■ DATA ENTRIES:
**********

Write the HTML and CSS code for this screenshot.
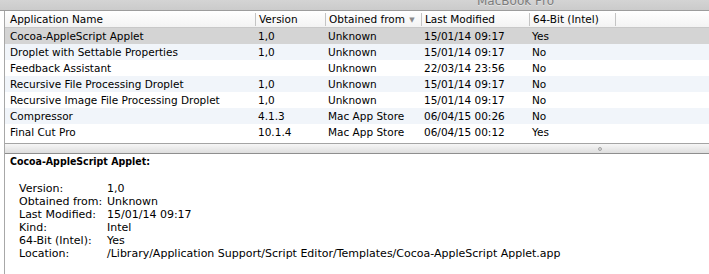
FILE: index.html
```html
<!DOCTYPE html>
<html>
<head>
    <title>System Information - Applications</title>
    <link rel="stylesheet" href="styles.css">
</head>
<body>
    <!-- window title, mostly scrolled off the top -->
    <div class="titlebar"><span class="title">MacBook Pro</span></div>

    <div class="pane">
        <div class="list">
            <div class="row head">
                <div class="cell">Application Name</div>
                <div class="cell">Version</div>
                <div class="cell sorted">Obtained from <span class="arrow">&#9660;</span></div>
                <div class="cell">Last Modified</div>
                <div class="cell">64-Bit (Intel)</div>
                <div class="cell"></div>
            </div>
            <div class="row selected">
                <div class="cell">Cocoa-AppleScript Applet</div>
                <div class="cell">1,0</div>
                <div class="cell">Unknown</div>
                <div class="cell">15/01/14 09:17</div>
                <div class="cell">Yes</div>
                <div class="cell"></div>
            </div>
            <div class="row">
                <div class="cell">Droplet with Settable Properties</div>
                <div class="cell">1,0</div>
                <div class="cell">Unknown</div>
                <div class="cell">15/01/14 09:17</div>
                <div class="cell">No</div>
                <div class="cell"></div>
            </div>
            <div class="row">
                <div class="cell">Feedback Assistant</div>
                <div class="cell"></div>
                <div class="cell">Unknown</div>
                <div class="cell">22/03/14 23:56</div>
                <div class="cell">No</div>
                <div class="cell"></div>
            </div>
            <div class="row">
                <div class="cell">Recursive File Processing Droplet</div>
                <div class="cell">1,0</div>
                <div class="cell">Unknown</div>
                <div class="cell">15/01/14 09:17</div>
                <div class="cell">No</div>
                <div class="cell"></div>
            </div>
            <div class="row">
                <div class="cell">Recursive Image File Processing Droplet</div>
                <div class="cell">1,0</div>
                <div class="cell">Unknown</div>
                <div class="cell">15/01/14 09:17</div>
                <div class="cell">No</div>
                <div class="cell"></div>
            </div>
            <div class="row">
                <div class="cell">Compressor</div>
                <div class="cell">4.1.3</div>
                <div class="cell">Mac App Store</div>
                <div class="cell">06/04/15 00:26</div>
                <div class="cell">No</div>
                <div class="cell"></div>
            </div>
            <div class="row">
                <div class="cell">Final Cut Pro</div>
                <div class="cell">10.1.4</div>
                <div class="cell">Mac App Store</div>
                <div class="cell">06/04/15 00:12</div>
                <div class="cell">Yes</div>
                <div class="cell"></div>
            </div>
        </div>

        <div class="splitter"><span class="grip"></span></div>

        <div class="detail">
            <div class="detail-title">Cocoa-AppleScript Applet:</div>
            <dl class="props">
                <dt>Version:</dt><dd>1,0</dd>
                <dt>Obtained from:</dt><dd>Unknown</dd>
                <dt>Last Modified:</dt><dd>15/01/14 09:17</dd>
                <dt>Kind:</dt><dd>Intel</dd>
                <dt>64-Bit (Intel):</dt><dd>Yes</dd>
                <dt>Location:</dt><dd>/Library/Application Support/Script Editor/Templates/Cocoa-AppleScript Applet.app</dd>
            </dl>
        </div>
    </div>
</body>
</html>
```

FILE: styles.css
```css
body {
    margin: 0;
    font-family: "DejaVu Sans", "Liberation Sans", sans-serif;
    font-size: 10.5px;
    color: #000;
    background: #fff;
    height: 274px;
    overflow: hidden;
}
.titlebar {
    height: 10px;
    overflow: hidden;
    background: linear-gradient(#d4d4d4, #cbcbcb);
    border-bottom: 1px solid #9c9c9c;
    padding-left: 477px;
}
.title {
    display: block;
    margin-top: -6px;
    line-height: 14px;
    font-size: 12px;
    color: #7c7c7c;
    text-shadow: 0 1px 0 #e4e4e4;
}
.pane {
    margin-left: 4px;
    border-left: 1px solid #a8a8a8;
    height: 263px;
}
.list {
    height: 129px;
    background: #fff;
}
.row {
    display: grid;
    grid-template-columns: 250px 70px 96px 108px 86px 1fr;
    height: 16px;
    white-space: nowrap;
}
.row:nth-child(odd) {
    background: #f1f5fa;
}
.row.selected {
    background: #d4d4d4;
}
.cell {
    padding: 1px 0 0 3px;
    line-height: 15px;
    overflow: hidden;
}
.cell:first-child {
    padding-left: 5px;
}
.row.head {
    background: linear-gradient(#ffffff, #f3f3f3);
    border-bottom: 1px solid #c8c8c8;
    height: 16px;
}
.row.head .cell + .cell {
    border-left: 1px solid #c4c4c4;
    margin: 2px 0 1px;
    padding-top: 0;
    line-height: 13px;
}
.arrow {
    font-size: 7px;
    color: #8a8a8a;
    vertical-align: 1px;
    margin-left: 1px;
}
.splitter {
    height: 9px;
    margin-top: 3px;
    border-top: 1px solid #a4a4a4;
    border-bottom: 1px solid #8e8e8e;
    background: linear-gradient(#f6f6f6, #dedede);
    display: flex;
    align-items: center;
    padding-left: 593px;
}
.grip {
    width: 4px;
    height: 4px;
    border-radius: 50%;
    background: #d8d8d8;
    border: 1px solid #a6a6a6;
    box-sizing: border-box;
}
.detail {
    padding: 1px 0 0 5px;
}
.detail-title {
    font-family: "DejaVu Sans Condensed", "DejaVu Sans", sans-serif;
    font-weight: bold;
    font-size: 10.5px;
    line-height: 13px;
    margin-top: 0;
}
.props {
    display: grid;
    grid-template-columns: 88px 1fr;
    grid-auto-rows: 13px;
    margin: 14px 0 0 9px;
    line-height: 13px;
    font-size: 11px;
}
.props dt,
.props dd {
    margin: 0;
    white-space: nowrap;
}
```
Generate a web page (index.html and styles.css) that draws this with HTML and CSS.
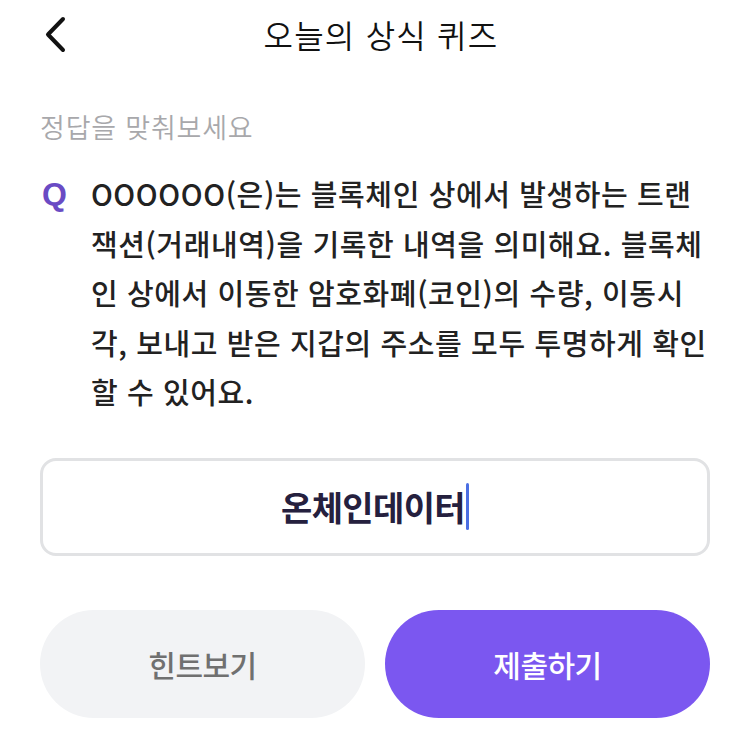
FILE: index.html
```html
<!DOCTYPE html>
<html lang="ko">
<head>
    <meta charset="UTF-8">
    <meta name="viewport" content="width=device-width, initial-scale=1.0">
    <title>오늘의 상식 퀴즈</title>
    <link rel="stylesheet" href="styles.css">
</head>
<body>
    <div class="container">
        <!-- Header -->
        <div class="header">
            <button class="back-btn" aria-label="뒤로">
                <svg width="24" height="38" viewBox="0 0 24 38">
                    <path d="M19 3 L4 18.5 L19 34" fill="none" stroke="#111" stroke-width="4" stroke-linecap="round" stroke-linejoin="round"/>
                </svg>
            </button>
            <h1>오늘의 상식 퀴즈</h1>
        </div>

        <!-- Question -->
        <p class="guide">정답을 맞춰보세요</p>
        <div class="question">
            <span class="q-mark">Q</span>
            <p class="q-text">OOOOOO(은)는 블록체인 상에서 발생하는 트랜<br>잭션(거래내역)을 기록한 내역을 의미해요. 블록체<br>인 상에서 이동한 암호화폐(코인)의 수량, 이동시<br>각, 보내고 받은 지갑의 주소를 모두 투명하게 확인<br>할 수 있어요.</p>
        </div>

        <!-- Answer -->
        <div class="answer-box">
            <span class="answer-text">온체인데이터</span><span class="caret"></span>
        </div>

        <!-- Buttons -->
        <div class="buttons">
            <button class="btn btn-hint">힌트보기</button>
            <button class="btn btn-submit">제출하기</button>
        </div>
    </div>
</body>
</html>
```

FILE: styles.css
```css
* {
    margin: 0;
    padding: 0;
    box-sizing: border-box;
}

body {
    font-family: "Noto Sans CJK KR", "Noto Sans", sans-serif;
    background: #ffffff;
    color: #222222;
}

.container {
    width: 750px;
    padding: 0 40px;
}

.header {
    height: 68px;
    display: flex;
    align-items: center;
    justify-content: center;
    position: relative;
}

.back-btn {
    position: absolute;
    left: 4px;
    top: 16px;
    background: none;
    border: none;
    display: flex;
}

.header h1 {
    font-size: 32px;
    font-weight: 350;
    color: #111111;
    letter-spacing: 1.2px;
    padding-left: 12px;
}

.guide {
    margin-top: 40px;
    font-size: 27px;
    font-weight: 350;
    color: #a8a8ab;
    letter-spacing: 0.8px;
    line-height: 38px;
}

.question {
    margin-top: 23px;
    display: flex;
    gap: 24px;
}

.q-mark {
    font-family: "Liberation Sans", sans-serif;
    font-size: 32px;
    font-weight: 700;
    color: #6a4bc4;
    line-height: 50px;
    padding-left: 2px;
}

.q-text {
    font-size: 29px;
    font-weight: 500;
    line-height: 49.5px;
    color: #222222;
    letter-spacing: 0.6px;
    white-space: nowrap;
}

.answer-box {
    margin-top: 41px;
    height: 98px;
    border: 3px solid #e1e2e4;
    border-radius: 16px;
    display: flex;
    align-items: center;
    justify-content: center;
}

.answer-text {
    font-size: 34px;
    font-weight: 700;
    color: #25203e;
    letter-spacing: -0.6px;
}

.caret {
    width: 3px;
    height: 47px;
    border-radius: 2px;
    background: #4b6fe3;
    margin-left: 1px;
}

.buttons {
    margin-top: 54px;
    display: flex;
    gap: 20px;
}

.btn {
    flex: 1;
    height: 108px;
    border: none;
    border-radius: 54px;
    font-family: inherit;
    font-size: 30px;
    font-weight: 500;
    letter-spacing: -0.5px;
}

.btn-hint {
    background: #f2f3f5;
    color: #707070;
}

.btn-submit {
    background: #7b57f0;
    color: #ffffff;
}
```
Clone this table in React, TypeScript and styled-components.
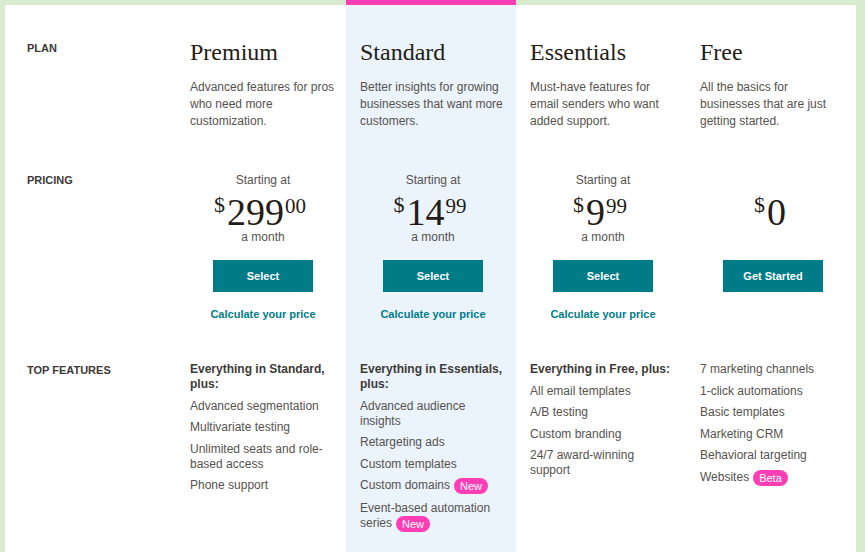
import React from "react";
import styled, { createGlobalStyle } from "styled-components";

const GlobalStyle = createGlobalStyle`
  html, body { margin: 0; padding: 0; }
  body {
    font-family: "Liberation Sans", Arial, sans-serif;
    -webkit-font-smoothing: antialiased;
  }
`;

const TEAL = "#007c89";
const PINK = "#ff3eb5";
const BLUE = "#ebf3fc";
const GREEN = "#d9ebcf";

type Row = "plan" | "pricing" | "features";

const rowPad: Record<Row, number> = { plan: 33, pricing: 42, features: 40 };
const labelPad: Record<Row, number> = { plan: 35, pricing: 42, features: 40 };

const Page = styled.div`
  display: flex;
  min-height: 100vh;
  box-sizing: border-box;
  padding: 0 9px 0 5px;
  background: ${GREEN};
`;

const Table = styled.div`
  display: grid;
  grid-template-columns: 171px repeat(4, 170px);
  grid-template-rows: 5px auto auto 1fr;
  width: 851px;
`;

const Strip = styled.div<{ $highlight?: boolean }>`
  background: ${(p) => (p.$highlight ? PINK : "transparent")};
`;

const Cell = styled.div<{ $highlight?: boolean; $row: Row }>`
  background: ${(p) => (p.$highlight ? BLUE : "#fff")};
  padding: ${(p) => rowPad[p.$row]}px 10px 0 14px;
  display: flex;
  flex-direction: column;
  align-items: ${(p) => (p.$row === "pricing" ? "center" : "stretch")};
  min-width: 0;
`;

const LabelCell = styled.div<{ $row: Row }>`
  background: #fff;
  padding: ${(p) => labelPad[p.$row]}px 0 0 22px;
`;

const Label = styled.div`
  font-size: 11px;
  line-height: 17px;
  font-weight: 700;
  color: #3d3a37;
  text-transform: uppercase;
`;

const PlanName = styled.h2`
  margin: 0;
  font-family: "Liberation Serif", "Times New Roman", serif;
  font-weight: 400;
  font-size: 24px;
  line-height: 29px;
  color: #241c15;
`;

const Description = styled.p`
  margin: 12px 0 0;
  font-size: 12px;
  line-height: 17px;
  color: #56524e;
`;

const Caption = styled.div<{ $hidden?: boolean }>`
  font-size: 12px;
  line-height: 17px;
  height: 17px;
  color: #56524e;
  visibility: ${(p) => (p.$hidden ? "hidden" : "visible")};
`;

const Price = styled.div`
  display: flex;
  align-items: flex-start;
  justify-content: center;
  height: 34px;
  margin-top: 6px;
  margin-left: -6px;
  font-family: "Liberation Serif", "Times New Roman", serif;
  color: #241c15;
`;

const Dollar = styled.span`
  font-size: 22px;
  line-height: 22px;
  margin-top: -1px;
  margin-right: 2px;
`;

const Whole = styled.span`
  font-size: 38px;
  line-height: 34px;
`;

const Cents = styled.span`
  font-size: 21px;
  line-height: 21px;
  margin-top: 1px;
  margin-left: 1px;
`;

const Button = styled.button`
  margin-top: 14px;
  width: 100px;
  height: 32px;
  border: 0;
  background: ${TEAL};
  color: #fff;
  font-family: "Liberation Sans", Arial, sans-serif;
  font-size: 11px;
  font-weight: 700;
  cursor: pointer;
`;

const CalcLink = styled.a`
  margin-top: 14px;
  font-size: 11px;
  line-height: 16px;
  font-weight: 700;
  color: ${TEAL};
  text-decoration: none;
`;

const FeatureList = styled.ul`
  margin: 0;
  padding: 0;
  list-style: none;
  display: flex;
  flex-direction: column;
  gap: 6.6px;
`;

const FeatureHead = styled.li`
  font-size: 12px;
  line-height: 15px;
  font-weight: 700;
  color: #3d3a37;
`;

const Feature = styled.li`
  font-size: 12px;
  line-height: 15px;
  color: #56524e;
`;

const Badge = styled.span`
  display: inline-block;
  margin-left: 4px;
  height: 16px;
  padding: 0 6px;
  border-radius: 8px;
  background: ${PINK};
  color: #fff;
  font-size: 11px;
  line-height: 16px;
  vertical-align: middle;
`;

type FeatureItem = { text: string; badge?: string };

type Plan = {
  name: string;
  desc: string;
  highlight?: boolean;
  whole: string;
  cents?: string;
  starting: boolean;
  cta: string;
  calc: boolean;
  head?: string;
  features: FeatureItem[];
};

const plans: Plan[] = [
  {
    name: "Premium",
    desc: "Advanced features for pros who need more customization.",
    whole: "299",
    cents: "00",
    starting: true,
    cta: "Select",
    calc: true,
    head: "Everything in Standard, plus:",
    features: [
      { text: "Advanced segmentation" },
      { text: "Multivariate testing" },
      { text: "Unlimited seats and role-based access" },
      { text: "Phone support" },
    ],
  },
  {
    name: "Standard",
    desc: "Better insights for growing businesses that want more customers.",
    highlight: true,
    whole: "14",
    cents: "99",
    starting: true,
    cta: "Select",
    calc: true,
    head: "Everything in Essentials, plus:",
    features: [
      { text: "Advanced audience insights" },
      { text: "Retargeting ads" },
      { text: "Custom templates" },
      { text: "Custom domains", badge: "New" },
      { text: "Event-based automation series", badge: "New" },
    ],
  },
  {
    name: "Essentials",
    desc: "Must-have features for email senders who want added support.",
    whole: "9",
    cents: "99",
    starting: true,
    cta: "Select",
    calc: true,
    head: "Everything in Free, plus:",
    features: [
      { text: "All email templates" },
      { text: "A/B testing" },
      { text: "Custom branding" },
      { text: "24/7 award-winning support" },
    ],
  },
  {
    name: "Free",
    desc: "All the basics for businesses that are just getting started.",
    whole: "0",
    starting: false,
    cta: "Get Started",
    calc: false,
    features: [
      { text: "7 marketing channels" },
      { text: "1-click automations" },
      { text: "Basic templates" },
      { text: "Marketing CRM" },
      { text: "Behavioral targeting" },
      { text: "Websites", badge: "Beta" },
    ],
  },
];

export default function App() {
  return (
    <>
      <GlobalStyle />
      <Page>
        <Table>
          <Strip />
          {plans.map((p) => (
            <Strip key={p.name} $highlight={p.highlight} />
          ))}

          <LabelCell $row="plan">
            <Label>Plan</Label>
          </LabelCell>
          {plans.map((p) => (
            <Cell key={p.name} $row="plan" $highlight={p.highlight}>
              <PlanName>{p.name}</PlanName>
              <Description>{p.desc}</Description>
            </Cell>
          ))}

          <LabelCell $row="pricing">
            <Label>Pricing</Label>
          </LabelCell>
          {plans.map((p) => (
            <Cell key={p.name} $row="pricing" $highlight={p.highlight}>
              <Caption $hidden={!p.starting}>Starting at</Caption>
              <Price>
                <Dollar>$</Dollar>
                <Whole>{p.whole}</Whole>
                {p.cents && <Cents>{p.cents}</Cents>}
              </Price>
              <Caption $hidden={!p.starting}>a month</Caption>
              <Button>{p.cta}</Button>
              {p.calc && <CalcLink href="#">Calculate your price</CalcLink>}
            </Cell>
          ))}

          <LabelCell $row="features">
            <Label>Top features</Label>
          </LabelCell>
          {plans.map((p) => (
            <Cell key={p.name} $row="features" $highlight={p.highlight}>
              <FeatureList>
                {p.head && <FeatureHead>{p.head}</FeatureHead>}
                {p.features.map((f) => (
                  <Feature key={f.text}>
                    {f.text}
                    {f.badge && <Badge>{f.badge}</Badge>}
                  </Feature>
                ))}
              </FeatureList>
            </Cell>
          ))}
        </Table>
      </Page>
    </>
  );
}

**********

Go through the records and pull out each line that includes the word "React".

■ CORRECT ANSWER:
Clone this table in React, TypeScript and styled-components.
import React from "react";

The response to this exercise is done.